Fiorucci (Roma Tre): “Dopo il 2026 molte università in default”

Il rettore dell’ateneo romano: “Grazie al Pnrr le università godono di ampie risorse ma dal 2026 cosa ne sarà del sistema universitario italiano?”

“Il Pnrr è un’occasione, ma rischia di essere anche una bolla. Cosa accadrà dopo il 2026? Il diluvio? Qui siamo davanti un definanziamento strutturale. La presidente della Crui ha fatto una previsione: nel 2026 se il finanziamento delle università rimarrà così il 70% delle università saranno in default. Che tipo di società vogliamo costruire? Che tipo di mondo ci immaginiamo? Che tipo di uomo o di donna? La cooperazione è fondamentale ma in un mondo che ci manda continuamente il messaggio opposto della competizione e dell’individualismo: è molto difficile competere con questo modello e questa educazione naturale in atto che c’è quotidianamente”. Un monito e un’autocritica lanciata da Massimiliano Fiorucci, rettore dell’Università Roma Tre, in chiusura della presentazione del Rapporto UNESCO promosso dall’Università Cattolica.

“Credo che il compito oggi dell’università, oltre che fare buona didattica e buona ricerca, sia quello di superare l’autoreferenzialità costruendo relazioni, con il territorio, con le imprese – ha dichiarato Fiorucci a Corriereuniv.it -. Lo facciamo sempre di più con la terza missione, cioè le ricadute sociali ed economiche sui territori.
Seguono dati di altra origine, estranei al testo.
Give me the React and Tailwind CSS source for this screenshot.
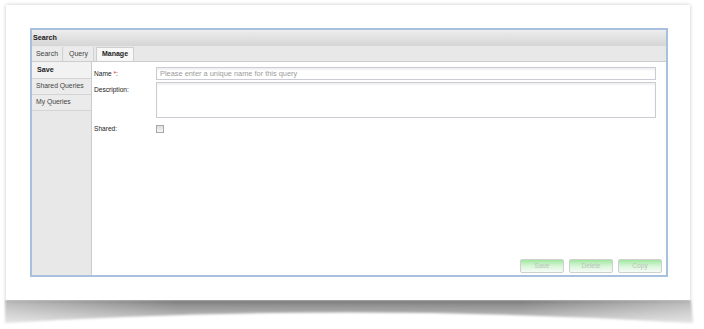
import React from 'react';

const tabs = [
    { label: 'Search', w: 'w-[31px]' },
    { label: 'Query', w: 'w-[30px]' },
    { label: 'Manage', w: 'w-[38px]', active: true },
];

const navItems = [
    { label: 'Save', active: true },
    { label: 'Shared Queries' },
    { label: 'My Queries' },
];

function PaperShadow() {
    return (
        <svg className="absolute left-0 top-[298px]" width="704" height="31" viewBox="0 0 704 31">
            <defs>
                <linearGradient id="shd" x1="0" y1="0" x2="0" y2="1">
                    <stop offset="0" stopColor="#7e7e7e" />
                    <stop offset="0.5" stopColor="#a8a8a8" />
                    <stop offset="1" stopColor="#d2d2d2" />
                </linearGradient>
                <linearGradient id="shdSide" x1="0" y1="0" x2="1" y2="0">
                    <stop offset="0" stopColor="#ffffff" stopOpacity="0.45" />
                    <stop offset="0.25" stopColor="#ffffff" stopOpacity="0" />
                    <stop offset="0.75" stopColor="#ffffff" stopOpacity="0" />
                    <stop offset="1" stopColor="#ffffff" stopOpacity="0.45" />
                </linearGradient>
                <filter id="blr" x="-5%" y="-50%" width="110%" height="200%">
                    <feGaussianBlur stdDeviation="1.2" />
                </filter>
            </defs>
            <g filter="url(#blr)">
                <path d="M5,2 H691 L693,25 Q349,4 5,25 Z" fill="url(#shd)" />
                <path d="M5,2 H691 L693,25 Q349,4 5,25 Z" fill="url(#shdSide)" />
            </g>
        </svg>
    );
}

export default function App() {
    return (
        <div
            className="relative w-[704px] h-[329px] bg-white overflow-hidden text-[#222]"
            style={{ fontFamily: '"Liberation Sans", Arial, sans-serif' }}
        >
            <PaperShadow />
            <div className="relative ml-[6px] mt-[5px] w-[684px] h-[295px] bg-white shadow-[0_0_4px_rgba(0,0,0,0.22)] pl-[24px] pt-[23px]">
                {/* panel */}
                <div className="w-[638px] h-[249px] border-2 border-[#a6c0de] flex flex-col bg-white">
                    <div className="h-[16px] bg-gradient-to-b from-[#ededed] to-[#d5d5d5] flex items-center pl-[1px] text-[7.2px] font-bold text-[#1a1a1a]">
                        Search
                    </div>
                    <div className="h-[16px] bg-[#e8e8e8] border-b border-[#cdcdcd] flex items-end gap-[1px]">
                        {tabs.map((t) => (
                            <div
                                key={t.label}
                                className={
                                    t.active
                                        ? `${t.w} h-[14px] ml-[1px] bg-[#f7f7f7] border border-b-0 border-[#cfcfcf] flex items-center justify-center text-[7px] font-bold text-[#222]`
                                        : `${t.w} h-[14px] bg-[#ebebeb] border-r border-[#d2d2d2] flex items-center justify-center text-[7px] text-[#444]`
                                }
                            >
                                {t.label}
                            </div>
                        ))}
                    </div>
                    <div className="flex flex-1">
                        <div className="w-[60px] bg-[#e8e8e8] border-r border-[#cccccc] flex flex-col">
                            {navItems.map((n) => (
                                <div
                                    key={n.label}
                                    className={
                                        n.active
                                            ? 'h-[17px] bg-[#f2f2f2] border-b border-[#d4d4d4] flex items-center pl-[5px] text-[7.2px] font-bold text-[#222]'
                                            : 'h-[16px] bg-[#ebebeb] border-b border-[#d4d4d4] flex items-center pl-[4px] text-[6.8px] text-[#444]'
                                    }
                                >
                                    {n.label}
                                </div>
                            ))}
                        </div>
                        <div className="flex-1 flex flex-col pl-[2px] pr-[4px] pt-[5px] pb-[2px]">
                            <div className="flex items-center h-[13px]">
                                <div className="w-[62px] text-[6.6px] text-[#222]">
                                    Name <span className="text-[#e33]">*</span>:
                                </div>
                                <div className="w-[500px] h-[13px] border border-[#cbcbd6] shadow-[inset_0_2px_2px_rgba(0,0,0,0.06)] flex items-center pl-[3px] text-[7.4px] text-[#9a9a9a]">
                                    Please enter a unique name for this query
                                </div>
                            </div>
                            <div className="flex mt-[2px]">
                                <div className="w-[62px] text-[6.6px] text-[#222] pt-[3px]">Description:</div>
                                <div className="w-[500px] h-[36px] border border-[#cbcbd6] shadow-[inset_0_2px_2px_rgba(0,0,0,0.06)]" />
                            </div>
                            <div className="flex items-center mt-[6px]">
                                <div className="w-[62px] text-[6.6px] text-[#222]">Shared:</div>
                                <div className="w-[8px] h-[8px] border border-[#a9a9a9] bg-gradient-to-b from-[#dcdcdc] to-[#f6f6f6]" />
                            </div>
                            <div className="mt-auto flex justify-end gap-[5px]">
                                {['Save', 'Delete', 'Copy'].map((b) => (
                                    <div
                                        key={b}
                                        className="w-[44px] h-[14px] rounded-[2px] border border-[#cfcfcf] bg-gradient-to-b from-[#9ee89e] via-[#d8f5d8] to-[#f7fbf7] flex items-center justify-center text-[6.6px] text-[#b8c4b8]"
                                    >
                                        {b}
                                    </div>
                                ))}
                            </div>
                        </div>
                    </div>
                </div>
            </div>
        </div>
    );
}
Dobbiamo far in modo che l’università viva in osmosi con il contesto locale, nazionale e internazionale che oggi è inevitabile per dotare i giovani delle competenze in un mondo così complesso”.
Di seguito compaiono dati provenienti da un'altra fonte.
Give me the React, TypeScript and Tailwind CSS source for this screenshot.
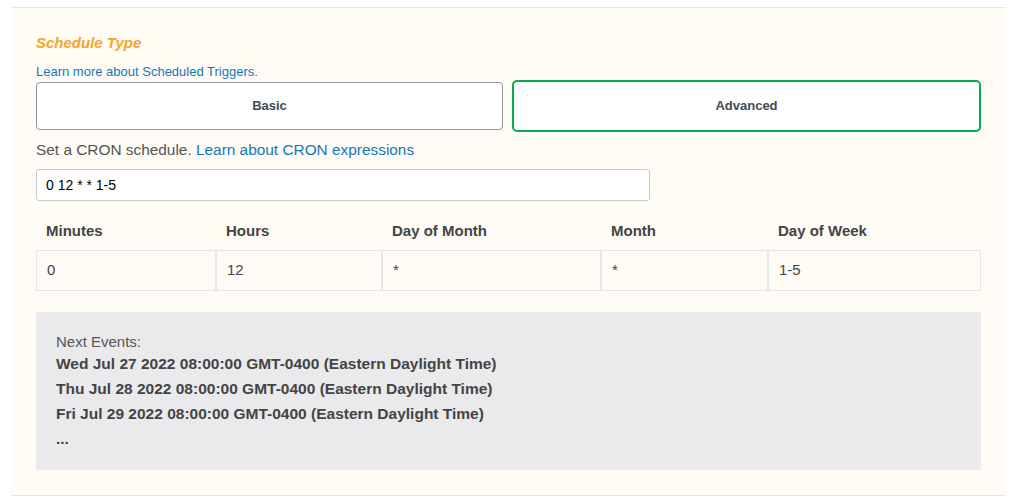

“Perché nelle scuole si parla di crediti, debiti, clienti. C’è un modello di liberismo sfrenato, incontrollato, che è il modello educativo dominante. L’impegno è quello di contrastarlo, ed è una scelta politica. Chiaro che c’è da fare un lavoro culturale straordinario sugli insegnanti per ridare prestigio sociale agli insegnanti, deve essere una professione appetibile e non un lavoro di risulta”.

Formazione insegnanti

Fiorucci ha poi risposto alle domande di Corriereuniv relative al reclutamento degli insegnanti nella Scuola, tema di cui è responsabile nella Commissione dedicata presso la Crui. Agli atenei italiani è demandato il compito di preparare i futuri professori della scuola che dovranno ottenere quei crediti formativi (CFU) indispensabili per accedere ai concorsi banditi dal ministero. Le perplessità, però, sono tante, soprattutto legate al fatto che nel nostro Paese il reclutamento è stato fatto privilegiando scorrimenti e graduatorie a scapito dell’effettiva capacità di insegnamento dei nuovi prof. che vanno spesso in aula senza avere quelle competenze sottili che sono indispensabili per appassionare e coinvolgere gli studenti italiani. Un tema urgente in vista dei nuovi concorsi e delle nuove assuzioni.

“Oggi per fortuna dopo tanto tempo per insegnare nella scuola secondaria di primo e secondo grado è necessario un percorso universitario di sessanta crediti. Dovrà essere almeno una scelta, con un percorso serio, impegnativo, ci auguriamo almeno che tra qualche anno avremo insegnanti più motivati, più formati, più capaci di lavorare nella scuola. Il lavoro in aula non è sufficiente tant’è che il percorso prevede un tirocinio nella scuola, quindi una formazione in aula e una didattica laboratoriale. Quindi i tre elementi: la conoscienza, la conoscienza applicata e quella sul campo. Credo che questo possa garantire una formazione più solida e più efficace”.